For my 50th birthday Barry and I went to Las Vegas. As a side note here, there was a big surprise waiting for me when we arrived. We arrived in Las Vegas and after a short ride from the airport we checked into our hotel. It was a feast for the senses. The lights, the sounds and smells made it all very exciting. I couldn't wait until we dropped our bags and got out onto the strip to look around. Barry opened the door to the hotel room and without even turning on the lights I went up to the window. It was an amazing combination of glitter and colour against the night sky.
Suddenly I felt very uncomfortable. Barry was standing next to me but in a split second I knew there was someone else in our room. Thankfully, it didn't last long until the lights went on and I heard the word "surprise" yelled out.
It was our dear friends Sandra and John who had flown from their home in Vancouver to spent the birthday trip with us. It took quite a while for my heart to catch up with my eyes. I was so very happy to see them but the physiological response was danger. I had that feeling l that there was someone in the room with us still. It turned out we had a wonderful time and it was awesome to be there with them to experience Vegas together. But we decided surprising someone in their room is not the way to go.
Back to the theme of the story. Once we had landed in Vegas our instructions included finding a shuttle bus to bring us to our hotel. We boarded the nice but small, cramped bus and then a man got on behind us. We weren't sure what exactly was happening but there was a sudden buzz amongst our fellow passengers. The man sat across the aisle from Barry and politely nodded a hello. Suddenly there were people asking for his autograph and having selfies taken with him. We looked at each other and struggled. We were not sure who he was but it was evident we were probably the only ones on that bus that didn't know. We carried on our short drive to the various hotels curious, but not about to ask the obvious, "Who was this guy anyway."

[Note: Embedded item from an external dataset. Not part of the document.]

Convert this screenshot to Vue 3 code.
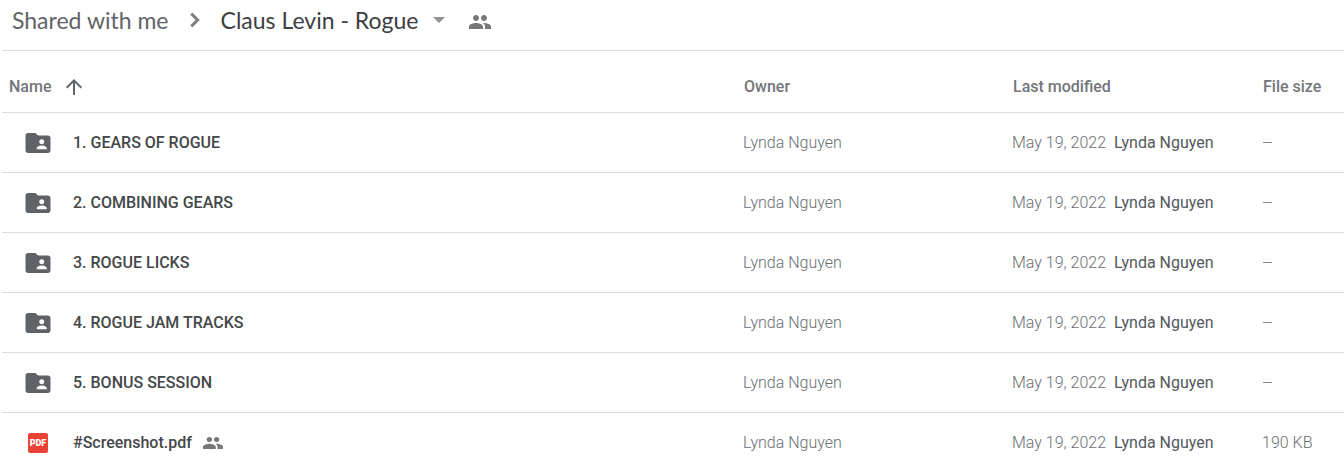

Our curiosity was satisfied as we pulled into to let some passengers off at the MGM Hotel. There was a hundred foot poster of the guy sitting across from us on the bus. He got up and walked off the bus, thanked the driver and walked by the poster of him into the hotel.
Our jaws dropped.
This weekend you may have heard of the big fight in Vegas. It was between Floyd Mayweather and Manny Pacquiao. It is the biggest purse in history for any fight. They got to split 130 million dollars.
Emmanuel "Manny" Dapidran Pacquiao is a Filipino world champion professional boxer. At 32 he was elected to the Philippine House of Representatives. He has also been involved in basketball, acting, and is a retired singer, according to Wikipedia.
As it turns out the weekend we were in Vegas, November 12, 2011, there was to be a much-awaited third fight in a trilogy between Manny Pacquiao and Juan Manuel Márquez.
Manny Pacquiao, was the man sitting next to Barry. It made quite an impression on me. I was so intrigued with why somebody with his fame and money would jump on the shuttle to the hotel with the rest of us. I just loved it.
That weekend Manny Pacquiao made over 25 million dollars. He didn't need a limo, an entourage or any special treatment. He rode the bus like the rest of us, and he was gracious to those who wanted pictures and autographs. He was polite to those around him, and he thanked the driver. Humility is a beautiful thing. Seeing it in anyone is a rare thing these days but seeing it with somebody who has fame and money is a memorable experience.
This quote from an unknown author sums up our experience with Manny Pacquiao well; "Humble enough to know I'm not better than anybody, wise enough to know that I'm different from the rest."
So what does being humble have to do with illness and chronic pain? It has a lot to do with it. To ask for help, one has to be humble. You have heard it a million times, "I hate to ask for help". You have probably said it yourself, however do you ever mind being asked for help from someone who really needs it? No we don't, in fact we usually jump at the chance to help another, but we hate to ask for help for ourselves. Asking for help is human, accepting it and being thankful for it, is being gracious. Shame is not necessary, guilt hinders relationship building. Ask for help when you need it; show appreciation when it is given. I will end with a quote of my own.
"True humility will not diminish your accomplishments, it allows you to appreciate your gifts, along with the gift of others around you."